=== Your task ===
Reproduce the listing below exactly, beginning with its first line and ending with the line that holds "BsPhone, BsEnvelope, BsQuestionCircle"; pictures are not part of the copy.

■ ■ ■ ■ ■ ■ ■

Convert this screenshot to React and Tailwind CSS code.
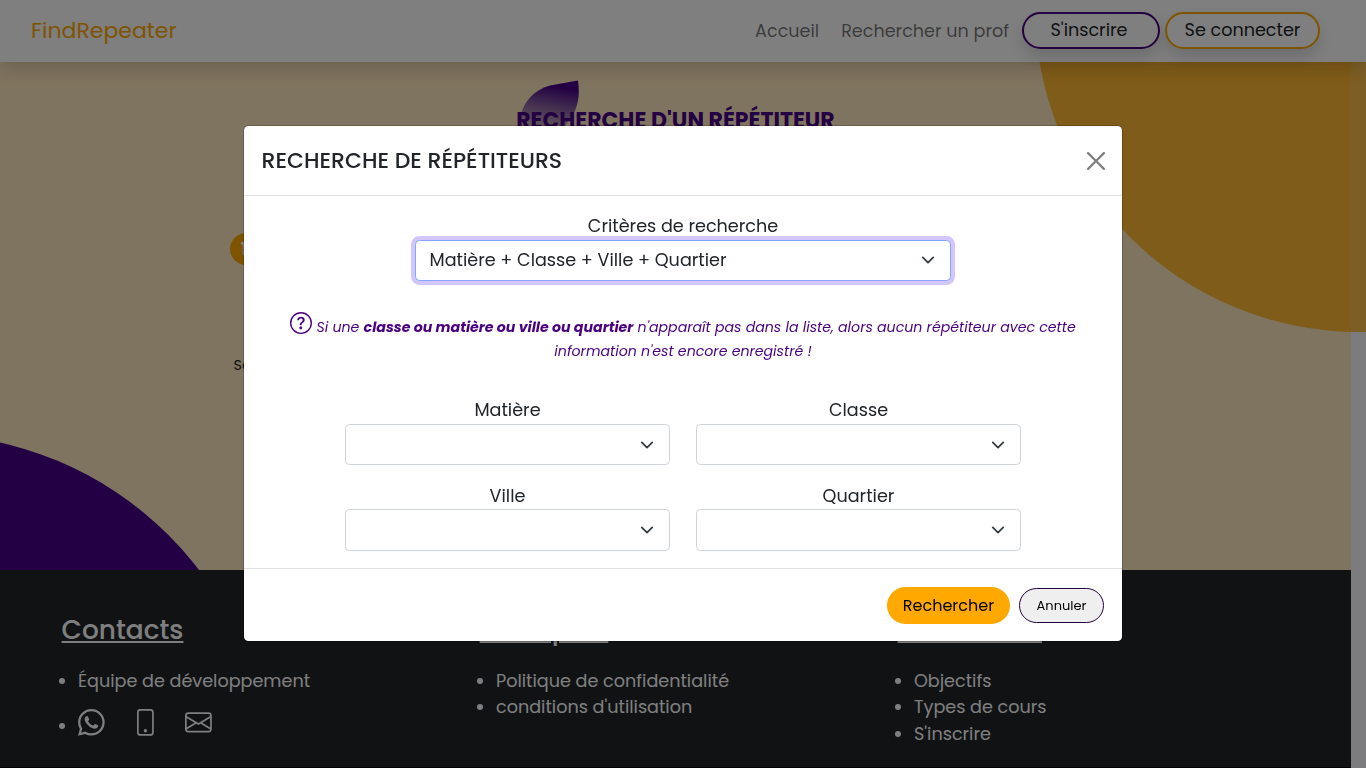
import { BsWhatsapp, BsPhone, BsEnvelope, BsQuestionCircle } from "react-icons/bs";

function Chevron() {
  return (
    <svg viewBox="0 0 16 16" className="size-[14px] shrink-0" fill="none" stroke="#343a40" strokeWidth="2" strokeLinecap="round" strokeLinejoin="round">
      <path d="m2 5 6 6 6-6" />
    </svg>
  );
}

function Field({ label }) {
  return (
    <label className="flex flex-col text-center">
      <span>{label}</span>
      <span className="flex h-[41.6px] items-center justify-end rounded-[4.4px] border border-[#ced4da] bg-white pr-[15px]">
        <Chevron />
      </span>
    </label>
  );
}

function FooterColumn({ title, children }) {
  return (
    <section className="w-[418px]">
      <h2 className="text-[26.4px] leading-[31.7px] font-medium underline">{title}</h2>
      <ul className="mt-[22.4px] list-disc pl-[16.4px]">{children}</ul>
    </section>
  );
}

export default function App() {
  return (
    <div className="relative h-[768px] w-[1366px] overflow-hidden bg-[#f8f8ff] font-[Poppins,Inter,sans-serif] text-[17.6px] leading-[26.4px] text-[#212529]">
      <header className="relative z-10 flex h-[62px] items-center bg-white pr-[46px] pb-px pl-[31px] shadow-[0_8px_16px_rgba(0,0,0,0.15)]">
        <span className="text-[22px] leading-[33px] text-[#ffa800]">FindRepeater</span>
        <nav className="ml-auto flex items-center text-black/55">
          <a className="mr-[22px] pt-px">Accueil</a>
          <a className="mr-[13px] pt-px">Rechercher un prof</a>
          <a className="mr-[5px] flex h-[37px] w-[138px] items-center justify-center rounded-[20px] border-2 border-[#4b0082] pr-1 text-[#212529] shadow-[0_8px_16px_rgba(0,0,0,0.15)]">S'inscrire</a>
          <a className="flex h-[37px] w-[155px] items-center justify-center rounded-[20px] border-2 border-[#ffa800] text-[#212529] shadow-[0_8px_16px_rgba(0,0,0,0.15)]">Se connecter</a>
        </nav>
      </header>

      <div className="absolute top-[-316px] left-[1035px] size-[648px] rounded-full bg-[#fabe4a]" />
      <main className="relative h-[508px] w-[1351px] overflow-hidden bg-[#ffe8be]">
        <div className="absolute top-[-378px] left-[1035px] size-[648px] rounded-full bg-[#ffb832]" />
        <div className="absolute top-[371.5px] left-[-422.5px] size-[692px] rounded-full bg-[#470087]" />
        <svg className="absolute top-[16px] left-[518px] h-[60px] w-[64px]" viewBox="0 0 64 60">
          <defs>
            <linearGradient id="leaf" x1="0.6" y1="0" x2="0.4" y2="1">
              <stop offset="0.1" stopColor="#470087" />
              <stop offset="0.85" stopColor="#5a3a9c" stopOpacity="0.35" />
            </linearGradient>
          </defs>
          <path d="M60 2.5C62 18 60 27 55 37L40 58L0 52C2 24 16 12 32 7.5Z" fill="url(#leaf)" />
        </svg>
        <h1 className="relative mt-[42px] text-center text-[22px] leading-[33px] font-bold text-[#470087]">RECHERCHE D'UN RÉPÉTITEUR</h1>
        <div className="relative mt-[96px] ml-[230px] flex size-8 items-center justify-center rounded-full bg-[#ffa800] pr-1 font-bold text-white">1</div>
        <p className="relative mt-[87px] ml-[233.5px] text-[14.4px]">Sélectionnez</p>
      </main>

      <footer className="flex h-[198px] w-[1351px] border-b border-black bg-[#212529] pt-[43.7px] pl-[61.6px] text-white">
        <FooterColumn title="Contacts">
          <li>Équipe de développement</li>
          <li className="pt-[13px] leading-[38px]">
            <BsWhatsapp className="mr-[26.8px] inline size-[26.8px] align-[-4px]" />
            <BsPhone className="mr-[26.8px] inline size-[26.8px] align-[-4px]" />
            <BsEnvelope className="inline size-[26.8px] align-[-4px]" />
          </li>
        </FooterColumn>
        <FooterColumn title={<span className="tracking-[0.35px]">Exemples</span>}>
          <li>Politique de confidentialité</li>
          <li>conditions d'utilisation</li>
        </FooterColumn>
        <FooterColumn title="Liens utiles">
          <li>Objectifs</li>
          <li>Types de cours</li>
          <li>S'inscrire</li>
        </FooterColumn>
      </footer>

      <div className="fixed inset-0 z-20 flex items-start justify-center bg-black/50 pt-[125px]">
        <div role="dialog" className="flex h-[517px] w-[880px] flex-col rounded-[5.3px] border border-black/20 bg-white bg-clip-padding">
          <div className="flex h-[70px] items-center justify-between border-b border-[#dee2e6] px-[17.6px]">
            <h5 className="text-[22px] leading-[33px] font-medium">RECHERCHE DE RÉPÉTITEURS</h5>
            <svg viewBox="0 0 16 16" className="-mr-px size-[18px] opacity-50">
              <path d="M.293.293a1 1 0 0 1 1.414 0L8 6.586 14.293.293a1 1 0 1 1 1.414 1.414L9.414 8l6.293 6.293a1 1 0 0 1-1.414 1.414L8 9.414l-6.293 6.293a1 1 0 0 1-1.414-1.414L6.586 8 .293 1.707a1 1 0 0 1 0-1.414z" />
            </svg>
          </div>
          <div className="flex h-[372px] flex-col items-center pt-[17.4px]">
            <label className="flex w-[536px] flex-col text-center">
              <span>Critères de recherche</span>
              <span className="flex h-[41.4px] items-center justify-between rounded-[4.4px] border border-[#86a4fe] bg-white pr-[15px] pl-[13.5px] shadow-[0_0_0_4px_#d2c6fd]">
                Matière + Classe + Ville + Quartier
                <Chevron />
              </span>
            </label>
            <p className="mt-[31px] w-[800px] text-center text-[14.17px] leading-6 text-[#4b0082] italic">
              <BsQuestionCircle className="inline size-[22px] align-[-2px]" /> Si une <b className="font-bold">classe ou matière ou ville ou quartier</b> n'apparaît pas dans la liste, alors aucun répétiteur avec cette information n'est encore enregistré !
            </p>
            <div className="mt-auto mb-[17.1px] grid w-[676px] grid-cols-2 gap-x-[26px] gap-y-[17.6px]">
              <Field label="Matière" />
              <Field label="Classe" />
              <Field label="Ville" />
              <Field label="Quartier" />
            </div>
          </div>
          <div className="flex flex-1 items-center justify-end gap-[9px] border-t border-[#dee2e6] pr-[18px]">
            <button className="h-[37px] w-[123px] rounded-[20px] bg-[#ffa800] pt-0.5 text-base text-black">Rechercher</button>
            <button className="h-[35px] w-[85px] rounded-[20px] border border-[#250041] bg-[#efefef] pt-0.5 text-[13px] text-black">Annuler</button>
          </div>
        </div>
      </div>
    </div>
  );
}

■ ■ ■ ■ ■ ■ ■

=== Correct response ===
Convert this screenshot to React and Tailwind CSS code.
import { BsWhatsapp, BsPhone, BsEnvelope, BsQuestionCircle } from "react-icons/bs";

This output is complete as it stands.